Friedland and Fissel, who have recorded many family journeys to Europe to trace roots, say this story is different from most of the stories they’ve covered.
Fissel told the Standard: “It is significant that the Lippmans purchased the Torah. But unlike other folks who purchase and donate Torahs, they did not send it alone on a plane to Poland; they accompanied it as if it were a family member. They spent several days meeting Jewish community members in Poland and visiting community institutions, and they were center stage, surrounded by 170 members of the IDF visiting the country at that time as well. In addition, many members of the Jewish community from around all of Poland came to join them as they marched and danced through the streets of Warsaw to dedicate the Torah and give it back to a European Jewish community.”
Said Friedland, “What touched us so deeply about this one was the unique bridge the Lippman family built to connect the Jewish past with the Jewish present and future to the redeveloping Jewish community of Poland, the American Jewish community, and the Israeli community. Imagine all the potential for creating good will around the world if others take their lead!”
The documentary is being distributed by the National Educational Telecommunications Association to PBS stations around the United States.
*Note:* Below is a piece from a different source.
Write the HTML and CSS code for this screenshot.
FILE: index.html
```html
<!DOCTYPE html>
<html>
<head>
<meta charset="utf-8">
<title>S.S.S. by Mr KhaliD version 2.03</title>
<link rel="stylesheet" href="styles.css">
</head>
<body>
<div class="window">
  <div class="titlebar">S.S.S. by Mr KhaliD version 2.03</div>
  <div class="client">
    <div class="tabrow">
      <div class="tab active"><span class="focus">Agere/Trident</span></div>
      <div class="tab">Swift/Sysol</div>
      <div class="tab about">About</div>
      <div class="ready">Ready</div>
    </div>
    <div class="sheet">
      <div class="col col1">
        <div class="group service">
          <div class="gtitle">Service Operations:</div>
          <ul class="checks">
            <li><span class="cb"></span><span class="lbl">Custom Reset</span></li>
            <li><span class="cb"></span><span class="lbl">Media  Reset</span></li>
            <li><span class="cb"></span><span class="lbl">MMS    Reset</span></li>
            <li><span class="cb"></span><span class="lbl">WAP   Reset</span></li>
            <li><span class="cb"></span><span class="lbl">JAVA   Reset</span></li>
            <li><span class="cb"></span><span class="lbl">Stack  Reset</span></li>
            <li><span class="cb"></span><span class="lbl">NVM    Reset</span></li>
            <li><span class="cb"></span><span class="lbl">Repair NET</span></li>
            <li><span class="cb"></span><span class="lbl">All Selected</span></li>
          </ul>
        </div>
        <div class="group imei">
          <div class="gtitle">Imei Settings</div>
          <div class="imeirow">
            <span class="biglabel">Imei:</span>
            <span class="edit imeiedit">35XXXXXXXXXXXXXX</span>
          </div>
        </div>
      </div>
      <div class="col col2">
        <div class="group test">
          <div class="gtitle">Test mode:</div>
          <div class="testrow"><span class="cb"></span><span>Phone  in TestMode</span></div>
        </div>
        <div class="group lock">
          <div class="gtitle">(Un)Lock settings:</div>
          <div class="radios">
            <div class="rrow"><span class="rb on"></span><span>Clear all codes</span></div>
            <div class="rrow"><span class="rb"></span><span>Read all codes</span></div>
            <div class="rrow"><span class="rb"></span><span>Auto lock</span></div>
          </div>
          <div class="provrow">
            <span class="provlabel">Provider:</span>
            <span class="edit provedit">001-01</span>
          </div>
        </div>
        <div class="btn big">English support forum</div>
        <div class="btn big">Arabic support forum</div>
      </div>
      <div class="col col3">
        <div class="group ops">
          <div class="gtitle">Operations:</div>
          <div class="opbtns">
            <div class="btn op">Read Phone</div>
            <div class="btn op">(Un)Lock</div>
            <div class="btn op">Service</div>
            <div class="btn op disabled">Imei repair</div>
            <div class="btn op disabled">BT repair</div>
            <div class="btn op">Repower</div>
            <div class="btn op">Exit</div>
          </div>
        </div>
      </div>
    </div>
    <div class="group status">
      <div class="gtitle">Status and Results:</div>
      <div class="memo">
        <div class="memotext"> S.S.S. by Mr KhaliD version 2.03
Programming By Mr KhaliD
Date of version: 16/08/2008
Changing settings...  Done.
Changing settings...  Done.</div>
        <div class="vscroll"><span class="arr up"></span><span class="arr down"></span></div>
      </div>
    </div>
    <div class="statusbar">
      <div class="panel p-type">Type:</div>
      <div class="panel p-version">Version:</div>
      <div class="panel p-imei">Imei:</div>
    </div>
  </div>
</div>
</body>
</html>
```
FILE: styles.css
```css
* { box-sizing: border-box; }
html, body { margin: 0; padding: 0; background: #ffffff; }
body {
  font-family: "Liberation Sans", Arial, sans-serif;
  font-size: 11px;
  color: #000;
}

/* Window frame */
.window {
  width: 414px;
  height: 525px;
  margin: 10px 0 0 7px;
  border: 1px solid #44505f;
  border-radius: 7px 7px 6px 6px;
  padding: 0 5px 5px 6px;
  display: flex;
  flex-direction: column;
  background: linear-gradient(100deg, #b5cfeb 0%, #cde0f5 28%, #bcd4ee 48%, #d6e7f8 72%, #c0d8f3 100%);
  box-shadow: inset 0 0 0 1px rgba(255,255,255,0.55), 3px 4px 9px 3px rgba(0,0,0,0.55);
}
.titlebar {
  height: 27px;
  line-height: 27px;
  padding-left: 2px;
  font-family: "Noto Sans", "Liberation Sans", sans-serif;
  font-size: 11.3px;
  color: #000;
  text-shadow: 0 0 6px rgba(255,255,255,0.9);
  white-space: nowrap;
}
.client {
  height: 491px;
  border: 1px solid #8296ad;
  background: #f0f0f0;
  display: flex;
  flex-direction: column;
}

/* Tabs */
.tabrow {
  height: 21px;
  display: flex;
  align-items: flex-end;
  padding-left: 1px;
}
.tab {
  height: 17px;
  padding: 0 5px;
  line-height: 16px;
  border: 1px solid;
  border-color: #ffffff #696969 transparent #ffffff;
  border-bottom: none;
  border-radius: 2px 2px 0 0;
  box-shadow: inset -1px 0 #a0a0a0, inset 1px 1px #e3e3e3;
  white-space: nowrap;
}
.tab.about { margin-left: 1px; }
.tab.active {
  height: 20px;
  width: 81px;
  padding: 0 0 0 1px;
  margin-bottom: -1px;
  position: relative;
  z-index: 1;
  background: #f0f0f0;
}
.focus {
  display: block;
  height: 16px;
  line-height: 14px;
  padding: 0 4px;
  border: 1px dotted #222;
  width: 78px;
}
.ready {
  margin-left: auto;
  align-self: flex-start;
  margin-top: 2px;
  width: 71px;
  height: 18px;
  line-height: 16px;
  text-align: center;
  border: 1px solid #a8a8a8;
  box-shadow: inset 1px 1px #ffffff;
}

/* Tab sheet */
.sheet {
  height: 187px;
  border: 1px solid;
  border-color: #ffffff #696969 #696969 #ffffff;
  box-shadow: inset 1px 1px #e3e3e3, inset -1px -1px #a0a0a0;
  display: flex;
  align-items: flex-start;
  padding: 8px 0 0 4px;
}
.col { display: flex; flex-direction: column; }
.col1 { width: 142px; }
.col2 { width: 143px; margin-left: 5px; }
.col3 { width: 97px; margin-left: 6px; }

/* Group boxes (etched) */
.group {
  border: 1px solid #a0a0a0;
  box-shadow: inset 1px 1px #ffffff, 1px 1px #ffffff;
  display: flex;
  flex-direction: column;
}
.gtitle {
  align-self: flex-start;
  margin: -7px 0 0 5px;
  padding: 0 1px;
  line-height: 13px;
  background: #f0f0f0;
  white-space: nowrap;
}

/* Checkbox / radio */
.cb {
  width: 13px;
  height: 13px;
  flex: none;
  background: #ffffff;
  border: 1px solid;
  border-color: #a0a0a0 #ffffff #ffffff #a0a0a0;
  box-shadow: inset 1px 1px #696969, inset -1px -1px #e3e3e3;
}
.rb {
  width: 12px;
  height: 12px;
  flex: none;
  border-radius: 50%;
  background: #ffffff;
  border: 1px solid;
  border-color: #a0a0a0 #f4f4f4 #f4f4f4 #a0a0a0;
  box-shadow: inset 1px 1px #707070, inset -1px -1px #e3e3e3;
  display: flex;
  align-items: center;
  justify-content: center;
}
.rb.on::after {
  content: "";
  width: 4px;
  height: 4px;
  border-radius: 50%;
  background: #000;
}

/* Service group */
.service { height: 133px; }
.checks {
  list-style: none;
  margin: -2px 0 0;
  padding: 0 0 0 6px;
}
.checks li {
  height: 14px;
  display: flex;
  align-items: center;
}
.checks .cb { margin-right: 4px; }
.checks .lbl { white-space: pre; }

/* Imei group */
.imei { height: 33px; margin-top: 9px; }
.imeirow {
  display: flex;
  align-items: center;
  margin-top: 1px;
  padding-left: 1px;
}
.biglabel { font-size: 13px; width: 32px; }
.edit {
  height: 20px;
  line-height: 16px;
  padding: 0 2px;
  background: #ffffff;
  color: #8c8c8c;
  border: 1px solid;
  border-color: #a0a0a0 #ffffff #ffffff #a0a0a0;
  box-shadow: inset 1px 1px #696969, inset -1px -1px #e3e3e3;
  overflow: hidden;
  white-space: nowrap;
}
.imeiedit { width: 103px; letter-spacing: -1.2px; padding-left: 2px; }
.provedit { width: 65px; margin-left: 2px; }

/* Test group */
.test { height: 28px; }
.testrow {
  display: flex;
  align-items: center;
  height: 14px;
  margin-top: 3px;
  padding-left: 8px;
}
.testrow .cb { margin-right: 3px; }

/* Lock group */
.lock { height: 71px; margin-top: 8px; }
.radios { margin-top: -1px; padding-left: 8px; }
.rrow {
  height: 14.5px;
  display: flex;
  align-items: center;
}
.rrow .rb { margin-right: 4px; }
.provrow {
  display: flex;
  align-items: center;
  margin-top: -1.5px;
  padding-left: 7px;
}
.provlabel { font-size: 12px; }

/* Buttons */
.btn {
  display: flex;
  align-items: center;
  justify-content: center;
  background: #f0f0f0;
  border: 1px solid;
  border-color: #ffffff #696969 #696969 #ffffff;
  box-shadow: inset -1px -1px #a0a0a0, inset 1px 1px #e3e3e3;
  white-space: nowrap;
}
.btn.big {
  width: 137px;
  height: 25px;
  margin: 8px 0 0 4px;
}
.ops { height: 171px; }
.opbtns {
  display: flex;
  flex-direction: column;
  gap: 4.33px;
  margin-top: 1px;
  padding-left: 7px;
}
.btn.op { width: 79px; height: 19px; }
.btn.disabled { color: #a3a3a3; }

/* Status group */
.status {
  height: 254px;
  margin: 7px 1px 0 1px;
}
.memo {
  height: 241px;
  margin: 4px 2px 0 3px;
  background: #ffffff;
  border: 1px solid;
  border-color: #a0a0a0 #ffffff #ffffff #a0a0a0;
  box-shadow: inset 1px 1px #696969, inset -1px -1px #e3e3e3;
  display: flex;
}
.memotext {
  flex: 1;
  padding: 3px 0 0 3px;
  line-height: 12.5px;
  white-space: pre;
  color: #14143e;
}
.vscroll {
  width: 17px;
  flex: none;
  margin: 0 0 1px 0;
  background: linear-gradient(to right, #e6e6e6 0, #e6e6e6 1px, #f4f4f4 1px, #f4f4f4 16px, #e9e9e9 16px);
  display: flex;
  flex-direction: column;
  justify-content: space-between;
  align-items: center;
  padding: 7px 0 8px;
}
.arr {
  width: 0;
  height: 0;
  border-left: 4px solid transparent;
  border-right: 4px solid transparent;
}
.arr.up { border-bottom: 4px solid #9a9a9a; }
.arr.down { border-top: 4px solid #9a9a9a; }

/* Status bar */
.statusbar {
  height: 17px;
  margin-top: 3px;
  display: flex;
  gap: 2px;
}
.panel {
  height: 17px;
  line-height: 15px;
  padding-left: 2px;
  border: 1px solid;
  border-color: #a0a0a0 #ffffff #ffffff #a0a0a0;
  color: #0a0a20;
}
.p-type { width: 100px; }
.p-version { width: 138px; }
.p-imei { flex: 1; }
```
While stations often need several months of advance notice of a program for scheduling purposes, within six weeks it was aired on 32 percent of PBS markets, and it is likely to be broadcast around Chanukah.
“The film will be shown in Israel in February 2007 with Hebrew subtitles,” Friedland said, “and the family will have a reunion with many of the soldiers who had joined us in Warsaw.”
Said Juliet, the bat mitzvah girl, “I felt good about being able to give something so important back to the community. My friends thought it was a good idea and was more meaningful than just a party because it related to my Jewish heritage.”